China's e-commerce giants step up IP rights protection

China's e-commerce giants step up IP rights protection

Staff Writer
Staff Writer
Pinduoduo Content Team
September 1, 2020

Chinese consumers bought $1.5 trillion worth of goods through e-commerce in 2019, making them the world’s most enthusiastic online shoppers.

The sheer scale of operations also means that China’s e-commerce companies are among the most sophisticated and incentivized in the world when it comes to designing systems and processes to foil counterfeiters.

China has made significant efforts to combat the trade in counterfeits, and some companies there have done more than any in tackling the challenge, according to Mark Cohen, Senior Fellow and Director of the Berkley Center for Law & Technology’s Asia IP Project at the University of California Berkeley’s School of Law.

“This is a pretty tough area. It demands, in many cases, great technological resources and commitments, and I think China is generally showing a lot of those commitments. I hear people increasingly praising some of the Chinese e-tailers from the steps they’re taking,” said Cohen, who served as the senior IP attaché at the U.S. embassy in Beijing from 2004-08 and is viewed by many as the U.S.’s leading expert on IP law in China.

“It’s going to be hard to criticize China because frankly, some U.S. companies can also do a better job,” he said.

His comments, and others by leading experts in the field of intellectual property rights protection, were part of the “IP Protection: Prospects, Challenges and Best Practices in China’s Highly Competitive E-Commerce Industry” report published recently by Pinduoduo.

Indeed, many observers today feel that China’s key e-commerce platforms are leading in protecting IP rights.

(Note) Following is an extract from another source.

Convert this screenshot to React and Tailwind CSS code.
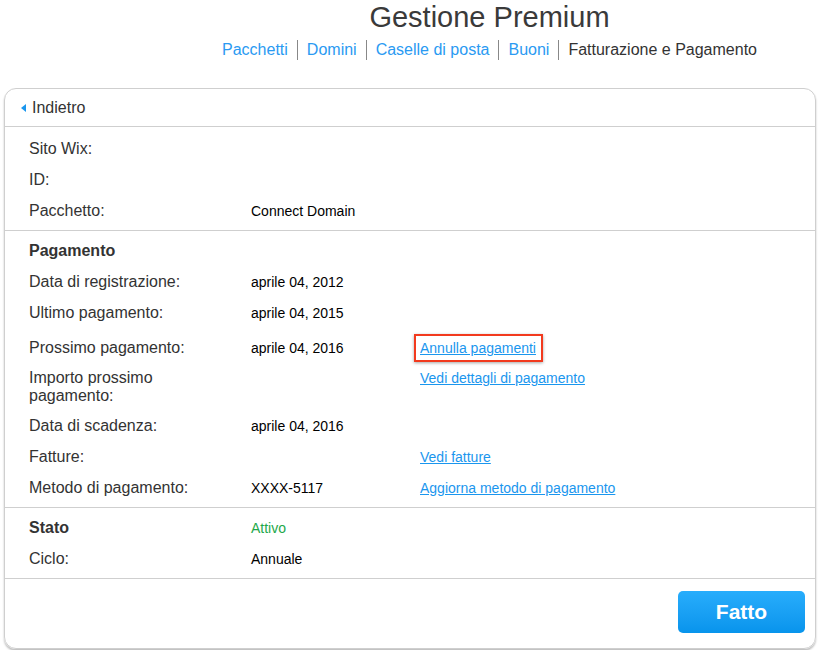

“A lot of the trade association representatives said to us that Chinese e-commerce platforms are actually leading the industry in combating counterfeits, in terms of innovation and technology,” said Andre Zhu, general counsel of Pinduoduo. “We want to share our insights and best practices, as well as the challenges and hurdles we face, with other stakeholders and hopefully that generates further discussions on this very important topic.”

IP lawyer Bo Yu is a partner at LexField Law, and chairs INTA’s China subcommittee within its Anticounterfeiting Committee. Speaking in his LexField Law capacity, Bo Yu said brand owners operating in China know matters have improved — though those with no experience in China would likely be negatively influenced by news stories that talk about a lack of IP protection.

“But if you talk to the big companies who have been operating and developing for the past years in China, they will probably have a different perspective — because they know that everyone’s working hard to address these issues, to improve on that,” Bo Yu said.

To be sure, more can be done in areas such as cooperation between platforms to shut out criminals, particularly on social media.

Going forward, the increasing popularity of social media platforms could pose new challenges for the e-commerce industry. The International Trademark Association (INTA) has pointed out that the sale of fakes through social media platforms is a growing problem. Clicking on a targeted advertisement can send users to websites that appear to offer legitimate goods, but that sells fakes.

The increasing use of livestreaming and short video makes such activity harder to police and offers a smaller window in which to monitor and act, the report noted.

“I haven’t seen good cross-platform cooperation,” said Nora Zhang, Deputy Director, Business Environment & IP at the China-Britain Business Council. “Criminal gangs are selling counterfeits over different social media platforms, not just one. If e-commerce platforms and social media platforms can be more united — share data and blacklist — it would be very helpful to us rights holders.”